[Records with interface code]
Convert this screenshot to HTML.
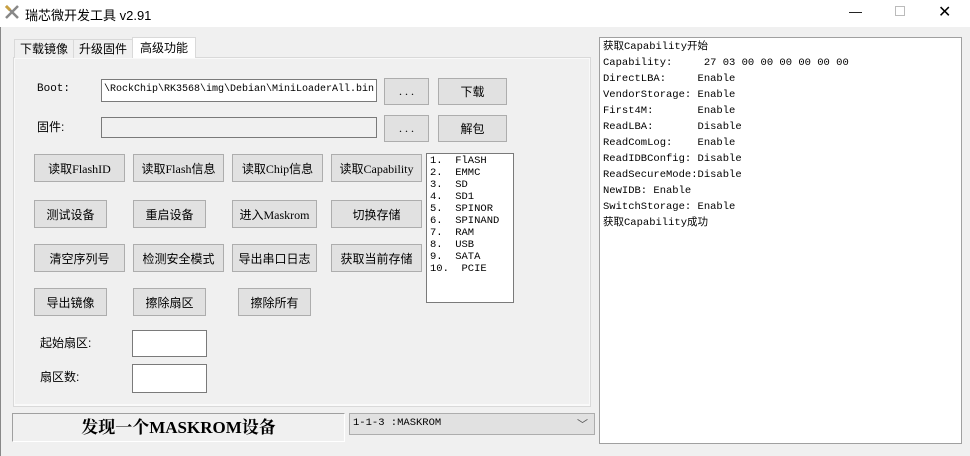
<!DOCTYPE html>
<html><head><meta charset="utf-8"><style>
*{margin:0;padding:0;box-sizing:border-box}
body{width:970px;height:456px;background:#f0f0f0;position:relative;overflow:hidden;font-family:"Liberation Sans","Noto Sans CJK SC",sans-serif;font-size:12px;color:#000}
.a{position:absolute}
.btn{position:absolute;background:#e1e1e1;border:1px solid #adadad;display:flex;align-items:center;justify-content:center;font-size:12px;font-family:"Liberation Serif","Noto Sans CJK SC",serif;white-space:nowrap}
.inp{position:absolute;background:#fff;border:1px solid #7a7a7a}
.mono{font-family:"Liberation Mono","Noto Sans CJK SC",monospace;font-size:10.5px}
</style></head><body>
<div class="a" style="left:0;top:0;width:970px;height:27px;background:#fff"></div>
<svg class="a" style="left:4px;top:4px" width="16" height="16"><path d="M2 2 L14 14 M14 2 L2 14" stroke="#888" stroke-width="2.5"/><path d="M2 2 L6 6" stroke="#c9a040" stroke-width="3"/></svg>
<div class="a" style="left:25px;top:5px;font-size:13px">瑞芯微开发工具 v2.91</div>
<div class="a" style="left:849px;top:4px;font-size:13px">—</div>
<div class="a" style="left:895px;top:6px;width:10px;height:10px;border:1px solid #bbb"></div>
<div class="a" style="left:938px;top:2px;font-size:16px">✕</div>
<div class="a" style="left:0;top:27px;width:1px;height:429px;background:#888"></div>
<div class="a" style="left:13px;top:57px;width:578px;height:350px;background:#f9f9f9;border:1px solid #d9d9d9"></div>
<div class="a" style="left:15px;top:59px;width:574px;height:345px;background:#f0f0f0"></div>
<div class="a" style="left:14px;top:39px;width:60px;height:19px;border:1px solid #d9d9d9;border-bottom:none;background:#f0f0f0;text-align:center;line-height:18px">下载镜像</div>
<div class="a" style="left:73px;top:39px;width:60px;height:19px;border:1px solid #d9d9d9;border-bottom:none;background:#f0f0f0;text-align:center;line-height:18px">升级固件</div>
<div class="a" style="left:132px;top:37px;width:64px;height:21px;border:1px solid #d9d9d9;border-bottom:none;background:#fff;text-align:center;line-height:20px">高级功能</div>
<div class="a mono" style="left:37px;top:83px;font-size:11px">Boot:</div>
<div class="inp mono" style="left:101px;top:79px;width:276px;height:23px;padding:4px 0 0 2px;font-size:10px;white-space:nowrap;overflow:hidden">\RockChip\RK3568\img\Debian\MiniLoaderAll.bin</div>
<div class="btn" style="left:384px;top:78px;width:45px;height:27px">. . .</div>
<div class="btn" style="left:438px;top:78px;width:69px;height:27px">下载</div>
<div class="a" style="left:37px;top:118px">固件:</div>
<div class="inp" style="left:101px;top:117px;width:276px;height:21px;background:#f0f0f0"></div>
<div class="btn" style="left:384px;top:115px;width:45px;height:27px">. . .</div>
<div class="btn" style="left:438px;top:115px;width:69px;height:27px">解包</div>
<div class="btn" style="left:34px;top:154px;width:91px;height:28px">读取FlashID</div>
<div class="btn" style="left:133px;top:154px;width:91px;height:28px">读取Flash信息</div>
<div class="btn" style="left:232px;top:154px;width:91px;height:28px">读取Chip信息</div>
<div class="btn" style="left:331px;top:154px;width:91px;height:28px">读取Capability</div>
<div class="btn" style="left:34px;top:200px;width:73px;height:28px">测试设备</div>
<div class="btn" style="left:133px;top:200px;width:73px;height:28px">重启设备</div>
<div class="btn" style="left:232px;top:200px;width:85px;height:28px">进入Maskrom</div>
<div class="btn" style="left:331px;top:200px;width:91px;height:28px">切换存储</div>
<div class="btn" style="left:34px;top:244px;width:91px;height:28px">清空序列号</div>
<div class="btn" style="left:133px;top:244px;width:91px;height:28px">检测安全模式</div>
<div class="btn" style="left:232px;top:244px;width:85px;height:28px">导出串口日志</div>
<div class="btn" style="left:331px;top:244px;width:91px;height:28px">获取当前存储</div>
<div class="btn" style="left:34px;top:288px;width:73px;height:28px">导出镜像</div>
<div class="btn" style="left:133px;top:288px;width:73px;height:28px">擦除扇区</div>
<div class="btn" style="left:238px;top:288px;width:73px;height:28px">擦除所有</div>
<div class="inp mono" style="left:426px;top:153px;width:88px;height:150px;padding:1px 0 0 3px;line-height:12px;font-size:10.5px;white-space:pre">1.  FlASH
2.  EMMC
3.  SD
4.  SD1
5.  SPINOR
6.  SPINAND
7.  RAM
8.  USB
9.  SATA
10.  PCIE</div>
<div class="a" style="left:40px;top:334px">起始扇区:</div>
<div class="inp" style="left:132px;top:330px;width:75px;height:27px"></div>
<div class="a" style="left:40px;top:368px">扇区数:</div>
<div class="inp" style="left:132px;top:364px;width:75px;height:29px"></div>
<div class="a" style="left:12px;top:413px;width:333px;height:29px;border:1px solid #a0a0a0;border-right-color:#fff;border-bottom-color:#fff;background:#f0f0f0;text-align:center;font-family:'Liberation Serif','Noto Serif CJK SC',serif;font-weight:bold;font-size:17px;line-height:27px">发现一个MASKROM设备</div>
<div class="a mono" style="left:349px;top:413px;width:246px;height:22px;border:1px solid #adadad;background:#e1e1e1;padding:3px 0 0 3px">1-1-3 :MASKROM<span style="position:absolute;right:6px;top:2px;font-size:11px;color:#555">﹀</span></div>
<div class="inp mono" style="left:599px;top:37px;width:363px;height:407px;border-color:#a0a0a0;padding:1px 0 0 3px;line-height:16px;white-space:pre">获取Capability开始
Capability:     27 03 00 00 00 00 00 00
DirectLBA:     Enable
VendorStorage: Enable
First4M:       Enable
ReadLBA:       Disable
ReadComLog:    Enable
ReadIDBConfig: Disable
ReadSecureMode:Disable
NewIDB: Enable
SwitchStorage: Enable
获取Capability成功</div>
</body></html>
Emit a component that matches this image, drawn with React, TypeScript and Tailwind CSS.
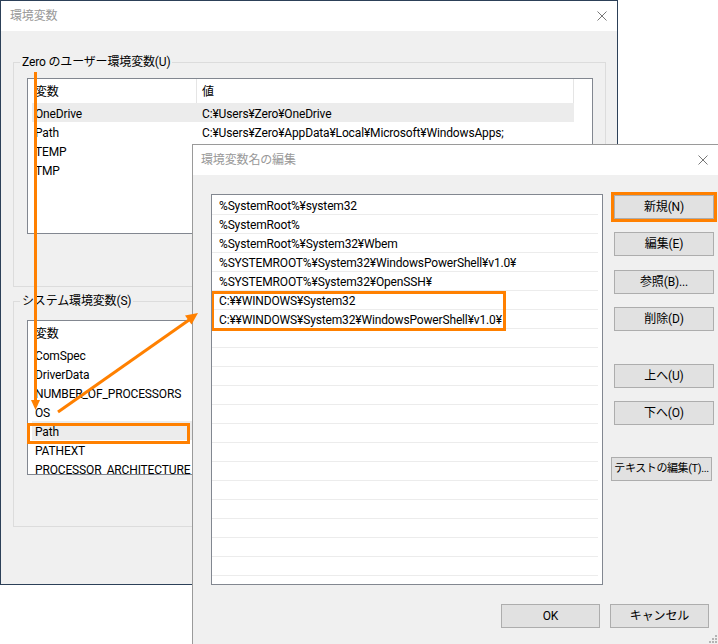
import React from "react";

interface EnvVar {
  name: string;
  value: string;
}

// only the first two values are visible, the rest sit under the edit dialog
const userVars: EnvVar[] = [
  { name: "OneDrive", value: "C:¥Users¥Zero¥OneDrive" },
  { name: "Path", value: "C:¥Users¥Zero¥AppData¥Local¥Microsoft¥WindowsApps;" },
  { name: "TEMP", value: "" },
  { name: "TMP", value: "" },
];

const systemVars: EnvVar[] = [
  { name: "ComSpec", value: "" },
  { name: "DriverData", value: "" },
  { name: "NUMBER_OF_PROCESSORS", value: "" },
  { name: "OS", value: "" },
  { name: "Path", value: "" },
  { name: "PATHEXT", value: "" },
  { name: "PROCESSOR_ARCHITECTURE", value: "" },
];

const pathEntries = [
  "%SystemRoot%¥system32",
  "%SystemRoot%",
  "%SystemRoot%¥System32¥Wbem",
  "%SYSTEMROOT%¥System32¥WindowsPowerShell¥v1.0¥",
  "%SYSTEMROOT%¥System32¥OpenSSH¥",
  "C:¥¥WINDOWS¥System32",
  "C:¥¥WINDOWS¥System32¥WindowsPowerShell¥v1.0¥",
];

function CloseIcon() {
  return (
    <svg width="10" height="10" viewBox="0 0 10 10">
      <path d="M0.5 0.5L9.5 9.5M9.5 0.5L0.5 9.5" stroke="#777" strokeWidth="1" />
    </svg>
  );
}

function Btn({ children, className = "" }: { children: React.ReactNode; className?: string }) {
  return (
    <div
      className={`relative flex h-[24px] items-center justify-center whitespace-nowrap border border-[#adadad] bg-[#e1e1e1] ${className}`}
    >
      {children}
    </div>
  );
}

function VarList({ vars, selected }: { vars: EnvVar[]; selected: string }) {
  return (
    <>
      <div className="flex h-[24px] w-[546px] items-center">
        <div className="flex h-full w-[169px] items-center border-r border-[#e5e5e5] pl-[7px] pt-[2px]">変数</div>
        <div className="flex h-full w-[377px] items-center border-r border-[#e5e5e5] pl-[5px] pt-[2px]">値</div>
      </div>
      {vars.map((v) => (
        <div
          key={v.name}
          className={`ml-[4px] flex h-[19px] w-[542px] items-center whitespace-nowrap pt-[2px] ${
            v.name === selected ? "bg-[#ececec]" : ""
          }`}
        >
          <span className="w-[164px] pl-[3px]">{v.name}</span>
          {v.value && <span className="pl-[6px]">{v.value}</span>}
        </div>
      ))}
    </>
  );
}

function BackWindow() {
  return (
    <div className="absolute left-0 top-0 flex h-[585px] w-[618px] flex-col border border-[#2c4058] bg-[#f0f0f0]">
      <div className="flex h-[30px] shrink-0 items-center justify-between bg-white pl-[9px] pr-[10px]">
        <span className="text-[#999]">環境変数</span>
        <CloseIcon />
      </div>

      <fieldset className="ml-[12px] mt-[23px] w-[593px] border border-[#dcdcdc] pb-[52px]">
        <legend className="ml-[6px] px-[2px]">Zero のユーザー環境変数(U)</legend>
        <div className="ml-[13px] mt-[8px] h-[156px] w-[566px] overflow-hidden border border-[#828790] bg-white">
          <VarList vars={userVars} selected="OneDrive" />
        </div>
      </fieldset>

      <fieldset className="ml-[12px] mt-[6px] w-[593px] border border-[#dcdcdc] pb-[51px]">
        <legend className="ml-[6px] px-[2px]">システム環境変数(S)</legend>
        <div className="relative ml-[13px] mt-[11px] h-[155px] w-[566px] overflow-hidden border border-[#828790] bg-white">
          <VarList vars={systemVars} selected="Path" />
        </div>
      </fieldset>

      {/* highlight round the Path row */}
      <div className="absolute left-[26px] top-[422px] h-[21px] w-[163px] border-[3px] border-[#ff8000]" />
    </div>
  );
}

function EditWindow() {
  return (
    <div className="absolute left-[192px] top-[144px] flex h-[501px] w-[528px] flex-col border border-[#9a9a9a] bg-[#f0f0f0]">
      <div className="flex h-[30px] shrink-0 items-center justify-between bg-white pl-[8px] pr-[11px]">
        <span className="text-[#999]">環境変数名の編集</span>
        <CloseIcon />
      </div>

      <div className="flex pl-[18px] pt-[19px]">
        <div className="relative h-[391px] w-[392px] overflow-hidden border border-[#828790] bg-white pt-[1px]">
          {Array.from({ length: 20 }).map((_, i) => (
            <div
              key={i}
              className="mr-[4px] flex h-[19px] items-center whitespace-nowrap border-b border-[#ececec] pl-[7px] pt-[2px]"
            >
              {pathEntries[i] ?? ""}
            </div>
          ))}
          <div className="absolute left-[-1px] top-[96px] h-[40px] w-[295px] border-[3px] border-[#ff8000]" />
        </div>

        <div className="ml-[11px] flex w-[100px] flex-col pt-[1px]">
          <Btn>
            新規(N)
            <span className="absolute -inset-[4px] border-[3px] border-[#ff8000]" />
          </Btn>
          <Btn className="mt-[13px]">編集(E)</Btn>
          <Btn className="mt-[14px]">参照(B)...</Btn>
          <Btn className="mt-[13px]">削除(D)</Btn>
          <Btn className="mt-[33px]">上へ(U)</Btn>
          <Btn className="mt-[13px]">下へ(O)</Btn>
          <Btn className="-ml-[3px] mt-[32px] w-[101px] text-[11px] tracking-[-0.4px]">テキストの編集(T)...</Btn>
        </div>
      </div>

      <div className="mt-[19px] flex gap-[10px] pl-[308px]">
        <Btn className="w-[99px]">OK</Btn>
        <Btn className="w-[99px]">キャンセル</Btn>
      </div>

      <svg className="absolute bottom-[1px] right-[2px]" width="9" height="9" viewBox="0 0 9 9">
        <g fill="#b4b4b4">
          <rect x="7" y="1" width="2" height="2" />
          <rect x="4" y="4" width="2" height="2" />
          <rect x="7" y="4" width="2" height="2" />
          <rect x="1" y="7" width="2" height="2" />
          <rect x="4" y="7" width="2" height="2" />
          <rect x="7" y="7" width="2" height="2" />
        </g>
      </svg>
    </div>
  );
}

function Arrows() {
  return (
    <svg className="pointer-events-none absolute left-0 top-0" width="718" height="644" viewBox="0 0 718 644">
      <g stroke="#ff8000" strokeWidth="3" fill="#ff8000">
        <line x1="35.5" y1="72" x2="35.5" y2="402" />
        <line x1="58" y1="412" x2="189" y2="320" />
      </g>
      <g fill="#ff8000">
        <polygon points="31,400 40,400 35.5,410" />
        <polygon points="198,313 191.5,324.5 185,315.5" />
      </g>
    </svg>
  );
}

export default function App() {
  return (
    <div className="relative h-[644px] w-[718px] overflow-hidden bg-white font-['Roboto','Noto_Sans_CJK_JP',sans-serif] text-[12px] leading-[16px] tracking-[-0.15px] text-black">
      <BackWindow />
      <EditWindow />
      <Arrows />
    </div>
  );
}
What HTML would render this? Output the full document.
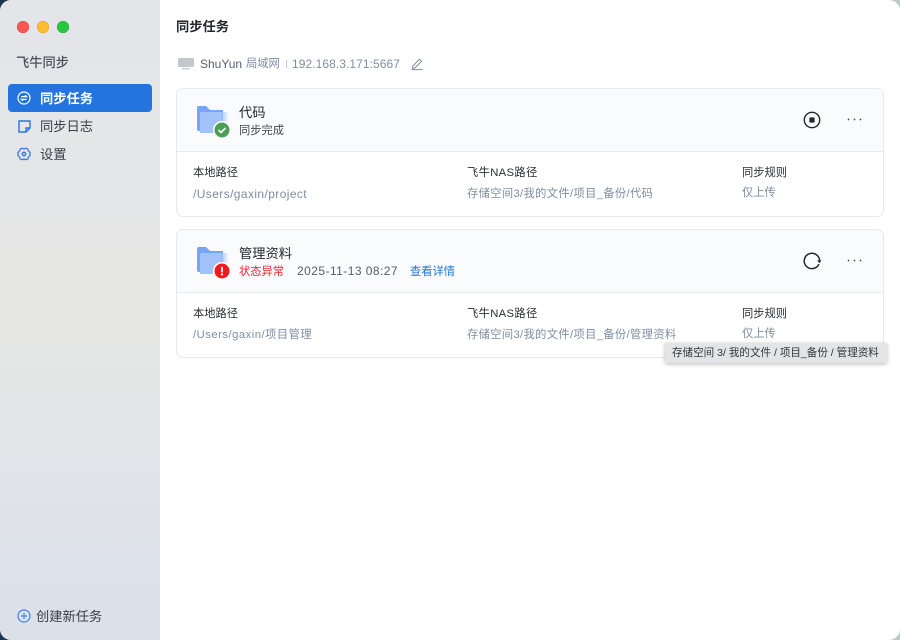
<!DOCTYPE html>
<html lang="zh-CN"><head><meta charset="utf-8"><title>飞牛同步</title>
<style>
html,body{margin:0;padding:0;width:900px;height:640px;overflow:hidden;background:#9fb4b8}
body{font-family:"Liberation Sans","Noto Sans CJK SC",sans-serif;position:relative}
#bgc{position:absolute;left:0;top:0;width:900px;height:640px;background:linear-gradient(90deg,#1d3350 0,#1d3350 50px,#b9c9c8 850px,#b9c9c8 900px)}
#win{position:absolute;left:0;top:0;width:900px;height:640px;border-radius:11px;overflow:hidden;background:#fff}
#side{position:absolute;left:0;top:0;width:160px;height:640px;background:linear-gradient(180deg,#e3e5e8 0,#e4e6e8 170px,#e7e7e4 290px,#e3e5e7 420px,#dde1e9 560px,#dce0e9 640px)}
.t{position:absolute;white-space:nowrap;line-height:16px}
.dot{position:absolute;top:21px;width:12px;height:12px;border-radius:50%}
#act{position:absolute;left:8px;top:84px;width:144px;height:28px;border-radius:4px;background:#2474e0}
.card{position:absolute;left:176px;width:706px;border:1px solid #e6e9ef;border-radius:7px;overflow:hidden;background:#fff}
.head{position:absolute;left:0;top:0;width:706px;height:62px;background:#fafbfd;border-bottom:1px solid #e6e9ef}
.lab{font-size:11.25px;color:#2a2e36}
.val{font-size:11.25px;color:#7f8da3}
svg{position:absolute;display:block;overflow:visible}
</style></head><body>
<div id="bgc"></div>
<div id="win">
<div id="side">
<div class="dot" style="left:17px;background:#fc5753;box-shadow:inset 0 0 0 .5px #df4744"></div>
<div class="dot" style="left:37px;background:#fdbc2e;box-shadow:inset 0 0 0 .5px #de9f34"></div>
<div class="dot" style="left:57px;background:#27c83f;box-shadow:inset 0 0 0 .5px #2aac2f"></div>
<div class="t" style="left:16px;top:55px;font-size:13.25px;font-weight:500;color:#4a505c">飞牛同步</div>
<div id="act"></div>
<svg style="left:17px;top:91px" width="14" height="14" viewBox="0 0 14 14" fill="none" stroke="#fff" stroke-width="1.2"><circle cx="7" cy="7" r="6"/><path d="M4.3 5.6H9.5L8 4.2M9.7 8.4H4.5L6 9.8"/></svg>
<div class="t" style="left:40px;top:91px;font-size:13.25px;font-weight:700;color:#fff">同步任务</div>
<svg style="left:18px;top:120px" width="13" height="13" viewBox="0 0 13 13" fill="none" stroke="#2a74e0" stroke-width="1.4"><path d="M1 1H12V8L8 12H1ZM12 8H8V12"/></svg>
<div class="t" style="left:40px;top:119px;font-size:13.25px;color:#3b404a">同步日志</div>
<svg style="left:17px;top:147px" width="14" height="14" viewBox="0 0 14 14" fill="none" stroke="#3a7de2" stroke-width="1.3"><path d="M5 1.2Q7 2.4 9 1.2L11 2.2Q11 4.4 13 5.3V8.7Q11 9.6 11 11.8L9 12.8Q7 11.6 5 12.8L3 11.8Q3 9.6 1 8.7V5.3Q3 4.4 3 2.2Z"/><circle cx="7" cy="7" r="1.7" stroke-width="1.5"/></svg>
<div class="t" style="left:40px;top:147px;font-size:13.25px;color:#3b404a">设置</div>
<svg style="left:17px;top:609px" width="14" height="14" viewBox="0 0 14 14" fill="none" stroke="#3d84ea" stroke-width="1.2"><circle cx="7" cy="7" r="6"/><path d="M4 7H10M7 4V10"/></svg>
<div class="t" style="left:36px;top:609px;font-size:13.25px;color:#3b404a">创建新任务</div>
</div>

<div class="t" style="left:176px;top:19px;font-size:13.25px;font-weight:700;color:#23262d">同步任务</div>
<svg style="left:178px;top:58px" width="16" height="12" viewBox="0 0 16 12"><rect x="0" y="0" width="16" height="9" rx="1.5" fill="#c4c8cc"/><rect x="4" y="10" width="8" height="1.4" fill="#c9cdd1"/></svg>
<div class="t" style="left:200px;top:56px;font-size:12px;color:#596272">ShuYun</div>
<div class="t" style="left:246px;top:56px;font-size:11.25px;color:#7f8da3">局域网</div>
<div style="position:absolute;left:286px;top:60px;width:1px;height:8px;background:#c6ccd6"></div>
<div class="t" style="left:292px;top:56px;font-size:12px;letter-spacing:.07px;color:#7f8da3">192.168.3.171:5667</div>
<svg style="left:411px;top:58px" width="12" height="13" viewBox="0 0 12 13" fill="none" stroke="#7f8da3" stroke-width="1"><path d="M1.7 8.2L8.5 1.2 10.6 3.2 3.8 10 1.4 10.4ZM.5 11.6H11.5"/></svg>

<div class="card" style="top:88px;height:127px">
<div class="head"></div>
</div>
<svg style="left:197px;top:106px" width="34" height="33" viewBox="0 0 34 33"><defs><linearGradient id="fd" x1="0" x2="1" y1="0" y2="0"><stop offset=".72" stop-color="#a3c2fb"/><stop offset="1" stop-color="#a3c2fb" stop-opacity=".15"/></linearGradient></defs><path d="M0 2Q0 0 2 0H9L13 4H26V23Q26 25 24 25H2Q0 25 0 23Z" fill="#76a5f5"/><path d="M3 8Q3 6 5 6H31V27H3Z" fill="url(#fd)"/><circle cx="25" cy="24" r="9" fill="#fff"/><circle cx="25" cy="24" r="7.5" fill="#4c9e55"/><path d="M21.5 24L24 26.5 28.5 22" fill="none" stroke="#fff" stroke-width="1.6"/></svg>
<div class="t" style="left:239px;top:105px;font-size:13.25px;color:#23262d">代码</div>
<div class="t" style="left:239px;top:123px;font-size:11.25px;color:#414751">同步完成</div>
<svg style="left:803px;top:111px" width="18" height="18" viewBox="0 0 18 18" fill="none"><circle cx="9" cy="9" r="7.7" stroke="#23262d" stroke-width="1.4"/><rect x="6.4" y="6.4" width="5.2" height="5.2" rx=".8" fill="#23262d"/></svg>
<svg style="left:847px;top:118px" width="15" height="3" viewBox="0 0 15 3" fill="#3b404a"><circle cx="1.5" cy="1.5" r=".85"/><circle cx="7.5" cy="1.5" r=".85"/><circle cx="13.5" cy="1.5" r=".85"/></svg>
<div class="t lab" style="left:193px;top:165px">本地路径</div>
<div class="t lab" style="left:467px;top:165px;letter-spacing:.35px">飞牛NAS路径</div>
<div class="t lab" style="left:742px;top:165px">同步规则</div>
<div class="t val" style="left:193px;top:186px;font-size:12px;letter-spacing:.4px">/Users/gaxin/project</div>
<div class="t val" style="left:467px;top:186px;letter-spacing:.36px">存储空间3/我的文件/项目_备份/代码</div>
<div class="t val" style="left:742px;top:185px">仅上传</div>

<div class="card" style="top:229px;height:127px">
<div class="head"></div>
</div>
<svg style="left:197px;top:247px" width="34" height="33" viewBox="0 0 34 33"><path d="M0 2Q0 0 2 0H9L13 4H26V23Q26 25 24 25H2Q0 25 0 23Z" fill="#76a5f5"/><path d="M3 8Q3 6 5 6H31V27H3Z" fill="url(#fd)"/><circle cx="25" cy="24" r="9" fill="#fff"/><circle cx="25" cy="24" r="7.5" fill="#f5191e"/><rect x="24.1" y="19.8" width="1.8" height="5.6" rx=".6" fill="#fff"/><circle cx="25" cy="27.4" r="1.1" fill="#fff"/></svg>
<div class="t" style="left:239px;top:246px;font-size:13.25px;color:#23262d">管理资料</div>
<div class="t" style="left:239px;top:264px;font-size:11.25px;color:#f5222d">状态异常</div>
<div class="t" style="left:297px;top:263px;font-size:12px;letter-spacing:.45px;color:#565e6c">2025-11-13 08:27</div>
<div class="t" style="left:410px;top:264px;font-size:11.25px;color:#2474e0">查看详情</div>
<svg style="left:803px;top:252px" width="18" height="18" viewBox="0 0 18 18" fill="none"><path d="M15.9 12.2A7.7 7.7 0 1 1 16.6 8.4" stroke="#23262d" stroke-width="1.5"/><path d="M14.2 8.4H18.6L16.3 11.2Z" fill="#23262d"/></svg>
<svg style="left:847px;top:259px" width="15" height="3" viewBox="0 0 15 3" fill="#3b404a"><circle cx="1.5" cy="1.5" r=".85"/><circle cx="7.5" cy="1.5" r=".85"/><circle cx="13.5" cy="1.5" r=".85"/></svg>
<div class="t lab" style="left:193px;top:306px">本地路径</div>
<div class="t lab" style="left:467px;top:306px;letter-spacing:.35px">飞牛NAS路径</div>
<div class="t lab" style="left:742px;top:306px">同步规则</div>
<div class="t val" style="left:193px;top:327px;letter-spacing:.5px">/Users/gaxin/项目管理</div>
<div class="t val" style="left:467px;top:327px;letter-spacing:.36px">存储空间3/我的文件/项目_备份/管理资料</div>
<div class="t val" style="left:742px;top:326px">仅上传</div>

<div style="position:absolute;left:665px;top:343px;width:222px;height:20px;background:#e3e4e6;border-radius:2px;box-shadow:0 1px 4px rgba(0,0,0,.28)"></div>
<div class="t" style="left:672px;top:345px;font-size:10.55px;color:#33363c">存储空间 3/ 我的文件 / 项目_备份 / 管理资料</div>
</div>
</body></html>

→ WORK REQUIRED
Say how many lines of the data hold the string "this". Reply with the number alone.

→ FULL SOLUTION
3